Stunned and angry military leaders demanded the country’s police and security chiefs be fired for negligence after the five men toting assault rifles gained entry into the parliament building. Interior Minister Suren Abrahamian was reported by Russia’s Itar-Tass news agency to have tendered his resignation after the army threatened to take action unless justice was done.

“A treacherous and premeditated crime was committed. It was a plot aimed at Armenia’s statehood and against the future of the Armenian nation,” a Defense Ministry statement read. “In such circumstances, the national army cannot stand idly by.”

Kocharian attempted to calm fears of military intervention in the power vacuum, describing the Defense Ministry’s ominous warning as “an emotional outburst” by officials respectful of the constitution but upset by the horrifying acts of violence that were aired on national television.

Prime Minister Vazgen Sarkisian, a former defense minister, and Karen S. Demirchian, parliamentary speaker and Armenia’s Soviet-era leader, were among the dead.

After at least 40 hostages from the all-night standoff between the gunmen and government forces were freed early Thursday and the attackers surrendered, Kocharian met with surviving political leaders and was assured of support by opponents as well as allies.

But the motives for the assassinations remained as mysterious as the attack was shocking. Political analysts and Armenian diplomats dismissed reports that the assailants were carrying out a coup, noting that the gunmen were obviously unprepared to seize power after the bloodshed. The men demanded television air time to address the nation, but put no political conditions on their surrender.

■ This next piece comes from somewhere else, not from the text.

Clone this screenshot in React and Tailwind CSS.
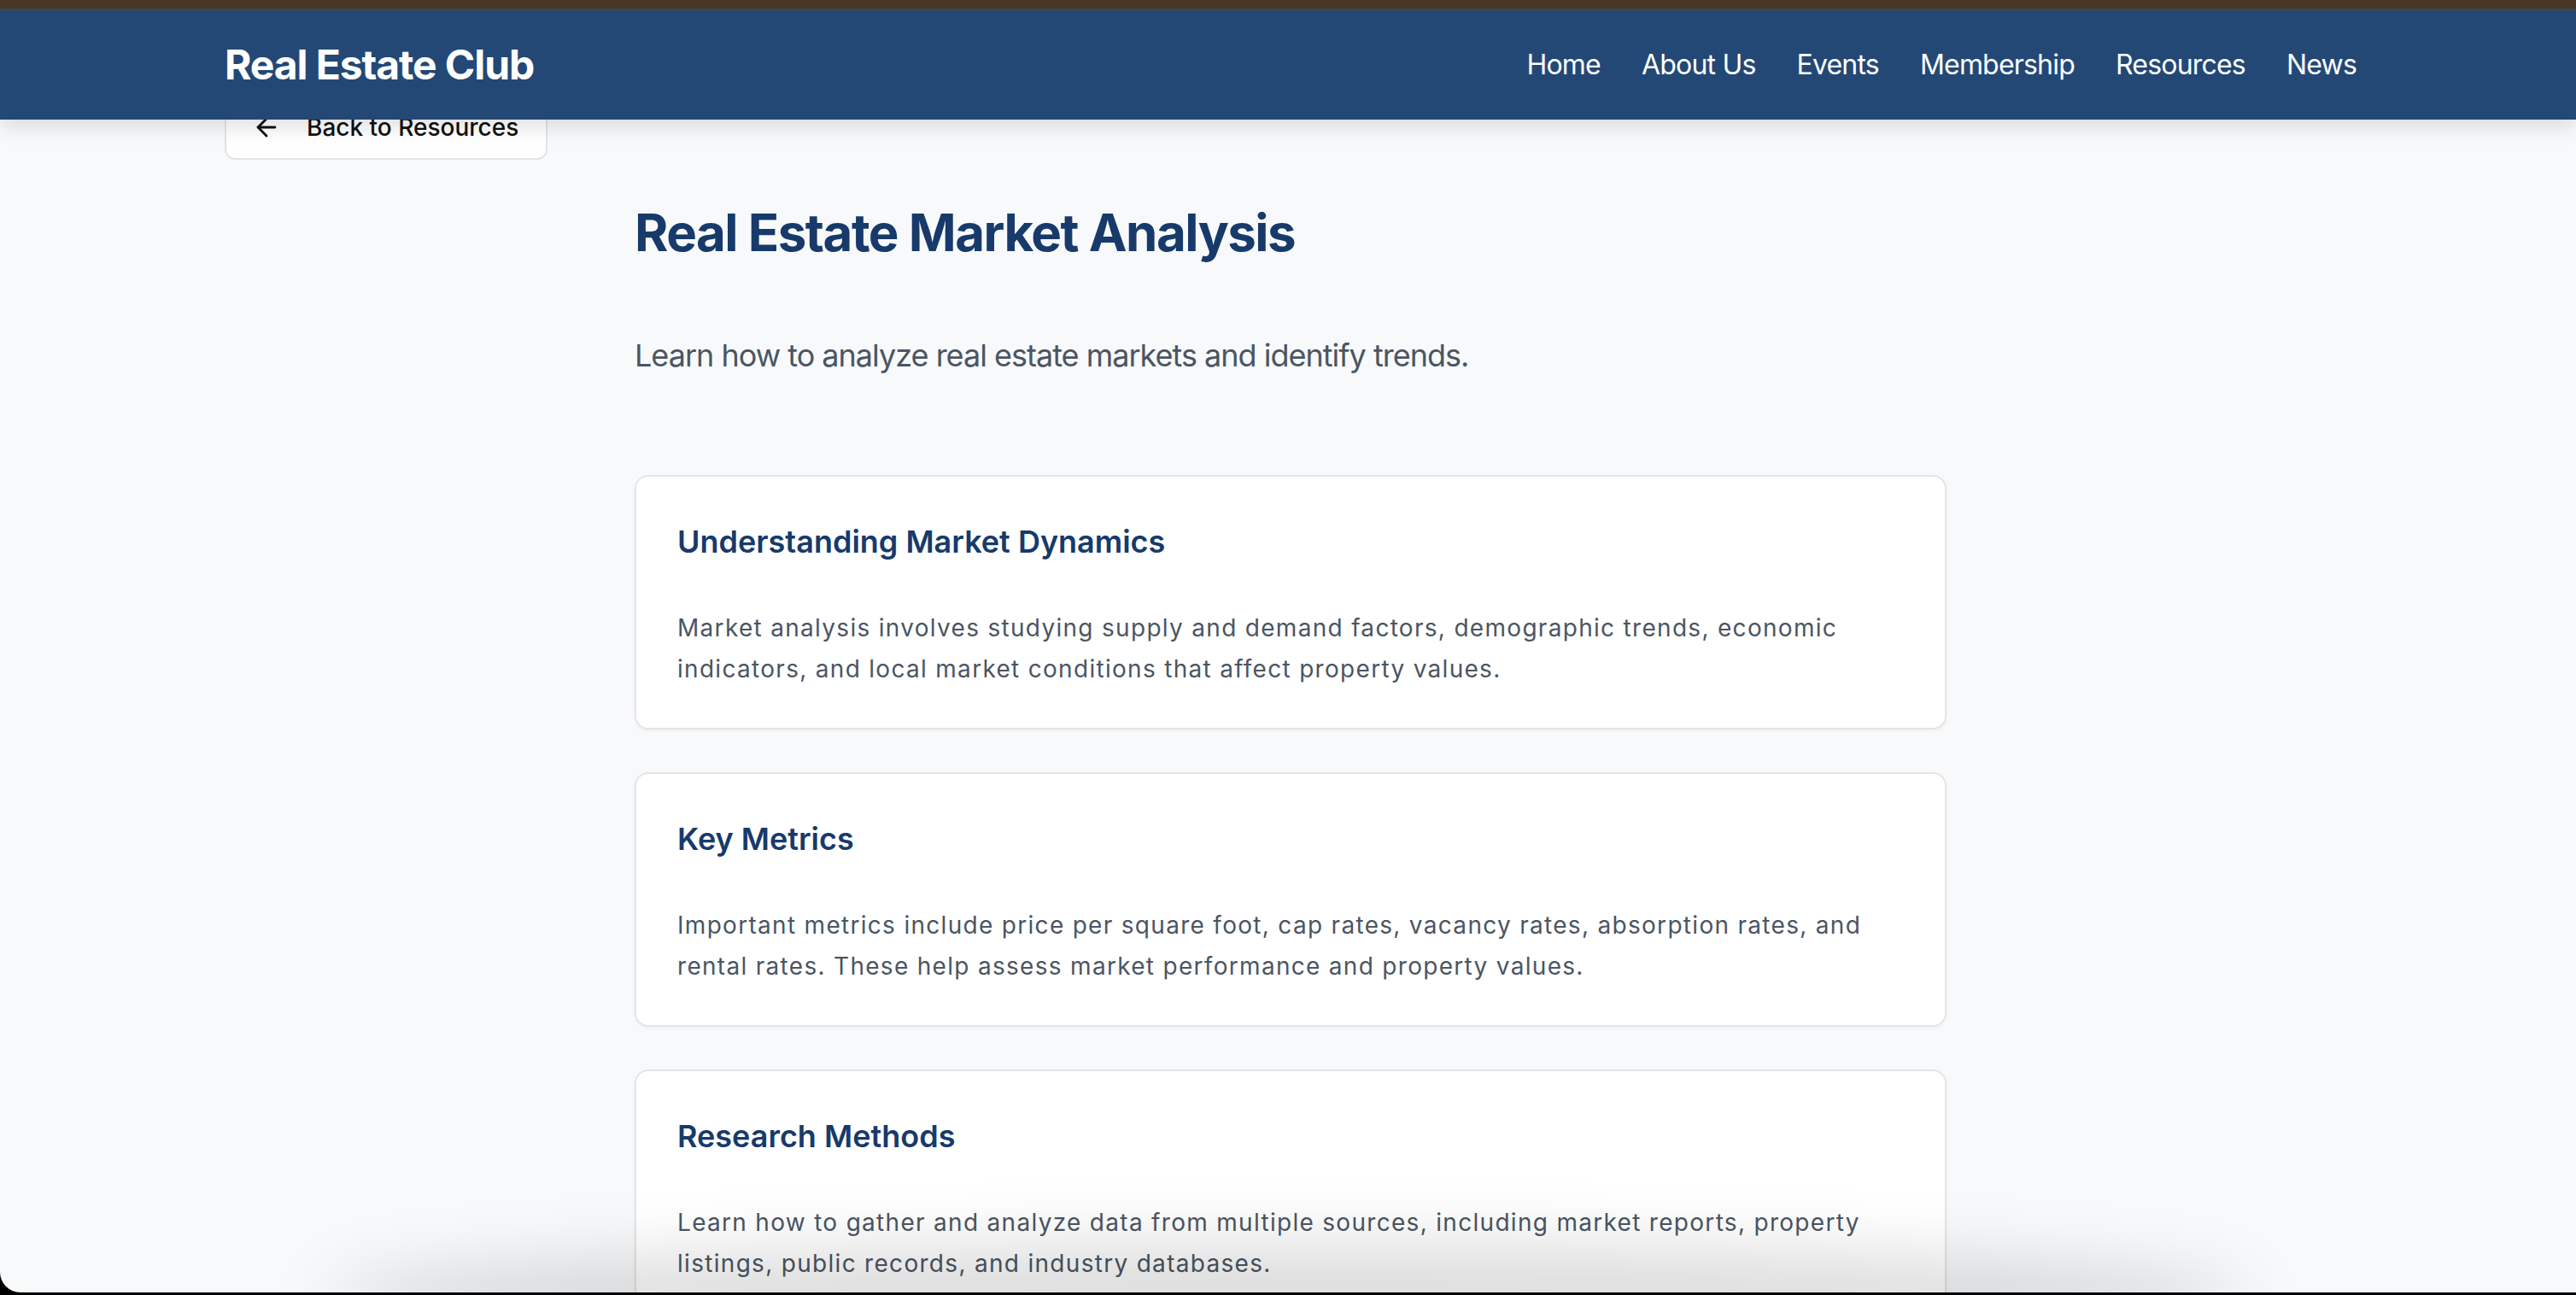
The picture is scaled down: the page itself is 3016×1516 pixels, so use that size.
import { ArrowLeft } from 'lucide-react';

const secciones = [
  {
    titulo: 'Understanding Market Dynamics',
    texto: 'Market analysis involves studying supply and demand factors, demographic trends, economic indicators, and local market conditions that affect property values.',
  },
  {
    titulo: 'Key Metrics',
    texto: 'Important metrics include price per square foot, cap rates, vacancy rates, absorption rates, and rental rates. These help assess market performance and property values.',
  },
  {
    titulo: 'Research Methods',
    texto: 'Learn how to gather and analyze data from multiple sources, including market reports, property listings, public records, and industry databases.',
  },
];

const links = ['Home', 'About Us', 'Events', 'Membership', 'Resources', 'News'];

function App() {
  return (
    <div className="h-[1516px] overflow-hidden bg-black font-['Inter',sans-serif]">
      <div className="relative h-[1513px] overflow-hidden rounded-bl-[24px] bg-[#f8f9fb]">
        <div className="h-[10px] bg-[#4a3826]" />
        <div className="h-[2px] bg-[#4b4641]" />

        {/* Header */}
        <header className="relative z-10 h-[128px] bg-[#234876] shadow-[0_8px_24px_rgba(0,0,0,0.13)]">
          <div className="h-full pl-[6px]">
            <div className="mx-auto flex h-full max-w-[2560px] items-center justify-between px-[32px]">
              <span className="text-[48px] font-bold leading-[64px] tracking-[-1.1px] text-white">Real Estate Club</span>
              <nav className="flex items-center gap-[48px]">
                {links.map(l => (
                  <a key={l} className="text-[32px] leading-[48px] tracking-[-0.8px] text-white">{l}</a>
                ))}
              </nav>
            </div>
          </div>
        </header>

        {/* Contenido */}
        <main className="-mt-[29px] pl-[6px]">
          <div className="mx-auto max-w-[2560px] px-[32px]">
            <button className="inline-flex items-center rounded-[12px] border-2 border-[#e4e4e7] bg-white py-[16px] pl-[30px] pr-[32px] text-[28px] font-medium leading-[40px] text-[#111111]">
              <ArrowLeft className="mr-[30px] h-[34px] w-[34px]" strokeWidth={2} />
              Back to Resources
            </button>
          </div>

          <div className="mx-auto mt-[49px] max-w-[1536px]">
            <h1 className="text-[60px] font-bold leading-[72px] tracking-[-1.5px] text-[#173a6b]">Real Estate Market Analysis</h1>
            <p className="mt-[80px] text-[36px] leading-[56px] tracking-[-1px] text-[#4b5563]">
              Learn how to analyze real estate markets and identify trends.
            </p>

            <div className="mt-[112px] flex flex-col gap-[50px]">
              {secciones.map(s => (
                <div key={s.titulo} className="rounded-[16px] border-2 border-[#e5e5e5] bg-white px-[48px] pb-[45px] pt-[48px] shadow-[0_2px_4px_rgba(0,0,0,0.04)]">
                  <h2 className="text-[36px] font-semibold leading-[56px] text-[#173a6b]">{s.titulo}</h2>
                  <p className="mt-[49px] text-[28px] leading-[48px] tracking-[1.3px] text-[#4b5563]">{s.texto}</p>
                </div>
              ))}
            </div>
          </div>
        </main>

        {/* sombra inferior */}
        <div className="pointer-events-none absolute bottom-[-70px] left-[380px] right-[380px] z-20 h-[130px] rounded-[50%] bg-black/[0.13] blur-[36px]" />
      </div>
    </div>
  );
}

export default App;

The killings also appeared unrelated to the protracted and passionate dispute over Nagorno-Karabakh, an Armenian-populated enclave within neighboring Azerbaijan that has proclaimed independence.

Armenia’s ambassador to Russia, Suren Saakian, told Echo of Moscow radio that there was no chance of “the so-called Karabakh footprint” because the leaders killed had been among the most vocal in defending Armenian interests in the region.

“It looks very much like a spontaneous act of blind fury,” political analyst David Petrosian of the Noyan Tapan information agency said in an interview from the Armenian capital.

However, Petrosian added, frustration with the country’s enduring poverty fails to explain how five heavily armed men could plot and execute such an attack. He speculated that the assailants may have been contract killers hired by corrupt businesspeople fearful of becoming targets of a crackdown recently threatened by Sarkisian.